Were you watching this?
I can’t see it from my house but I smelled the smoke. I thought we had a fire in the house. I was trying to wake everybody up. I knocked on the door of the guy in front of me. He said, ‘No, that’s this place down here.’ I could see it from his room. It had been burning.

How many people live here, this area?
This block, only a handful. This is basically a party block. [We reach The Schooner.]

This was an older restaurant?
They’ve been around probably … older than I am.

Good restaurant?
I haven’t been in there in 20 years. At one time it was the place.

Why’d you move here from Long Beach?
Well I wanted to get out of Long Beach. They’d sold the marina to develop housing. So the marina sold out, and I had to move the boat. So I went up to Oceanside, I was there for three or four years. And they sold that property to build housing. I was looking around for a spot. A friend said they had a spot for a boat down here. I showed up and met the landlord and he said he owned the apartment. So the same day I got the boat and the apartment. It was terrific. I could walk downstairs and in five minutes be out on the water.

Was your boat alright?
I sold my boat last year, but it was alright. It’s fine. nothing happened to it. [We reach the end of the block, where the tidal surge has knocked over some fueling stations at a gas dock. Richie Rosenkranz, the owner of the dock, is standing outside. He’s got neat silver hair, a thickset build, and a slow gait.]

Townsend: This is Richie. This is Abe from ϳԹ magazine, he’s writing a story about the storm, so I’m showing him around the block. [Richie laughs for a long time.]

Rosenkranz: How are you?

Townsend: Richie owns the gas dock here.

Rosenkranz: Richie R-o-s-e-n-k-r-a-n-z. Woodcleft fishing station.

What happened with the gas?
Rosenkranz: It’s easy to show you. The freezer moved from here. It was full, it moved 30 feet away. The docks themselves busted loose because of the water. There was another pump here that went down. We salvaged that. This pump here got knocked over, and the entire bulkhead. The ramp went from this bulkhead here to the boat and back. That was in the water, we just got that lifted out today. I live upstairs.

Did you stay upstairs?
I didn’t stay for this one. I stayed for the last one. I figured out this was going to be a lot worse. I went to my daughter’s house in Sayville. They lost electric but they had a generator.

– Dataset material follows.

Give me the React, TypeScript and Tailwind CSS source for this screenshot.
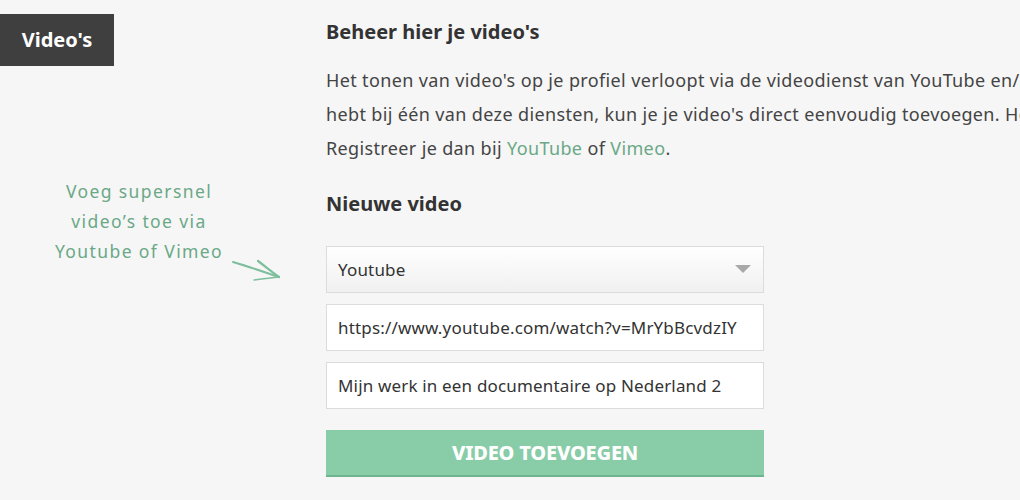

When do you think you’ll be back up and running?
This is going to take until the spring. I’m closed January, February, March. I had it scheduled to put an entire new tank system in. So now that half of it is dug up, they’re going to start working on it. I should be open April first.

Was there a fuel spill?
No, not here. These pumps have a knockover or shutoff valve. So you wouldn’t have any spill other than a little bit dripping out of the hoses, unless you had it on. Obviously I wasn’t pumping fuel. The big spills you see are from boats going under or from above ground home heating tanks.

We were over in Lindenhurst and you could smell it.
Yeah, if you go down on Hudson Avenue, they say it smells like crazy over there. Irene had the same thing—a couple people had the 275s go under. That’s a lot of fuel. Fuel spreads. All you need is one with a south wind and it’s gonna spread down this whole canal. My grandmother once told me, Don’t worry about nothing you don’t have no control over. If it comes, it comes.

Townsend: It used to be okay. Our storms since the ’60s haven’t been bad.

Rosenkranz: The last one, Irene, that’s the first one in 33 years that had water in this place. Four inches. Now it’s four feet. [Richie points to a watermark in the store, and we walk out.] Nice to meet you. Good luck, come back in April. [Steve and I walk back up the block.]

How often do you fish now?
Townsend: Probably 25, 30 days a year. I’m supposed to be coming back from the Bahamas now. Bonefish. We got this nice little island that I ain’t gonna tell you about.

Do you have a family?
My sister lives in California. All my cousins and stuff like that moved off Long Island 30 years ago.

You ever see storms like this?
In the ’50s and early ’60s, oh yeah. But I don’t remember the flooding like this. This road used to get flooded so badly, probably 10 or 12 years ago they raised this road three feet, and the businesses that wanted to stay had house movers raise them up three feet. And still, you got five, six feet of water.

For stripers do you use floating line, 350 grain, what?
Depends. On the top we use a sink tip around here. In the bay an eight weight, in the ocean a 10 weight. But if they’re underneath sometimes we’ll use 350s. Fishing this fall hasn’t been that good. We had one real blitz with a lot of big fish, probably in mid-October out at Montauk. Every fish was huge. But it died down. We had some albies, too, but not like in years past. The albies were persnickity this year. Very persnickity.

Did you hear Bloomberg endorsing Obama because of the storm and climate change?
I didn’t hear that. It’s good to hear some politician recognizing the facts of life. Considering that everything below 34th Street got flooded, the city’s gonna need help. I think it’s only going to get worse. I think most people believe in global warming now. A lot of people had predicted things like this for 20, 30 years. I remember as a kid, a debate about whether they should allow building below Sunrise Highway. And there was too much money in it not too. So it took about 40 years. But I don’t think they’ll forget now. This truck over here, this red one, it’s been parked here the whole time. That thing was underwater. [We pass a bar advertising a hurricane relief party with a sign that reads SUCK IT SANDY. A generator hums.] Where are you parked?

Just above that boat in the middle of the road.
Yeah, we don’t know where that one came from. Obviously it floated here from somewhere else, but we don’t know where. Wanna buy a boat cheap?